Medication and psychotherapy are used to treat people with social anxiety, a common disorder in which people experience overwhelming fear of interacting with others and of being harshly judged. But there's been far less research on the neurological effects of psychotherapy (talk therapy) than on medication-induced brain changes.
The new Canadian study included 25 adults with social anxiety disorder who underwent 12 weekly sessions of group cognitive behaviour therapy, which is meant to help patients identify and challenge their unhealthy thinking patterns.
These clinical group patients were compared to two control groups who tested either extremely high or low for symptoms of social anxiety but received no psychotherapy.
Study on social anxiety disorder
All of the participants underwent a series of electroencephalograms (EEGs), which measure brain electrical interactions. The researchers focused on the amount of delta-beta coupling, which increased with rising anxiety.
Before treatment, the clinical group's delta-beta correlations were similar to those of the high-anxiety control group and much higher than those of the low-anxiety control group.

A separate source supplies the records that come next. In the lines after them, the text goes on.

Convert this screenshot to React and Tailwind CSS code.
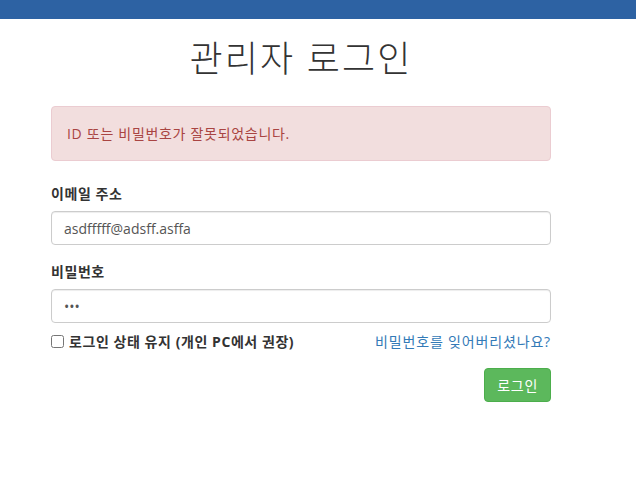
import React from 'react';

const font = { fontFamily: '"Open Sans", "Noto Sans CJK KR", sans-serif' };

export default function App() {
    return (
        <div className="min-h-[480px] bg-white text-[14px] text-[#333]" style={font}>
            <div className="h-[19px] bg-[#2d62a3]" />
            <div className="w-[500px] ml-[51px]">
                <h1 className="mt-[14px] mb-[21px] text-center text-[36px] leading-[52px] font-light tracking-[0.06em] text-[#333]">
                    관리자 로그인
                </h1>

                <div className="h-[55px] px-[15px] flex items-center rounded border border-[#ebccd1] bg-[#f2dede] text-[#a94442] tracking-[0.05em]">
                    ID 또는 비밀번호가 잘못되었습니다.
                </div>

                <form className="mt-[20px]" onSubmit={(e) => e.preventDefault()}>
                    <div className="mb-[14px]">
                        <label className="block mb-[5px] leading-[25px] font-bold tracking-[0.04em]">이메일 주소</label>
                        <input
                            type="email"
                            defaultValue="asdfffff@adsff.asffa"
                            className="block w-full h-[34px] px-[12px] rounded border border-[#ccc] text-[#555] shadow-[inset_0_1px_1px_rgba(0,0,0,0.075)] outline-none"
                        />
                    </div>
                    <div className="mb-[8px]">
                        <label className="block mb-[5px] leading-[25px] font-bold tracking-[0.04em]">비밀번호</label>
                        <input
                            type="password"
                            defaultValue="abc"
                            className="block w-full h-[34px] px-[12px] rounded border border-[#ccc] text-[#555] shadow-[inset_0_1px_1px_rgba(0,0,0,0.075)] outline-none"
                        />
                    </div>
                    <div className="flex items-center justify-between h-[20px]">
                        <label className="flex items-center font-bold tracking-[0.04em]">
                            <input type="checkbox" className="w-[13px] h-[13px] mr-[5px]" />
                            로그인 상태 유지 (개인 PC에서 권장)
                        </label>
                        <a href="#" className="text-[#337ab7] tracking-[0.06em]">비밀번호를 잊어버리셨나요?</a>
                    </div>
                    <div className="flex justify-end mt-[17px]">
                        <button
                            type="submit"
                            className="h-[34px] px-[12px] rounded border border-[#4cae4c] bg-[#5cb85c] text-white tracking-[0.05em]"
                        >
                            로그인
                        </button>
                    </div>
                </form>
            </div>
        </div>
    );
}
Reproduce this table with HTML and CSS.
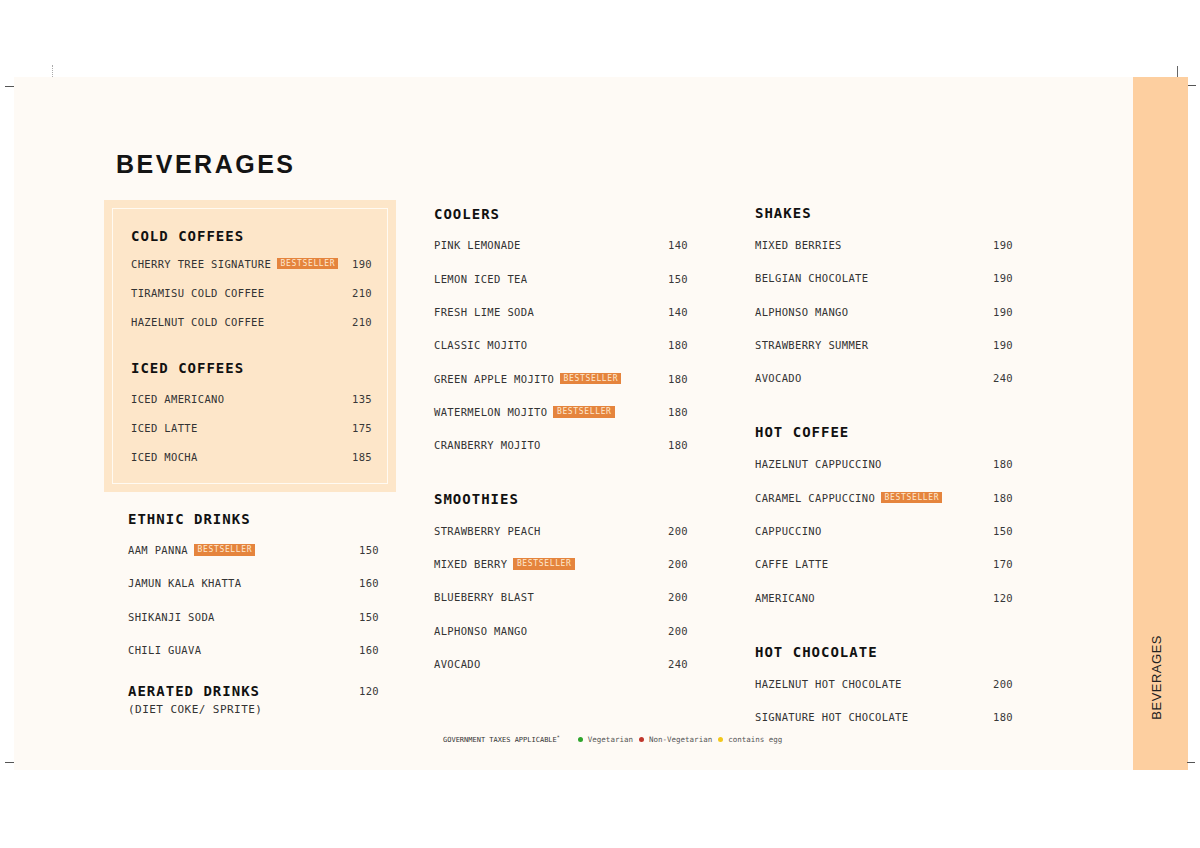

When measured at a point about midway through psychotherapy, improvements in the patients' brains matched symptom improvement reported by both doctors and patients.
After they completed psychotherapy, the patients' EEG results were similar to those of the low-anxiety group.
The study is scheduled for publication in an upcoming issue of the journal Psychological Science.
"Lay-people tend to think that talk therapy is not 'real,' while they associate medications with hard science and physiologic change," said lead author Vladimir Miskovic, a McMaster University doctoral candidate.
"But at the end of the day, the effectiveness of any program must be mediated by the brain and the nervous system. If the brain does not change, there won't be a change in behaviour or emotion."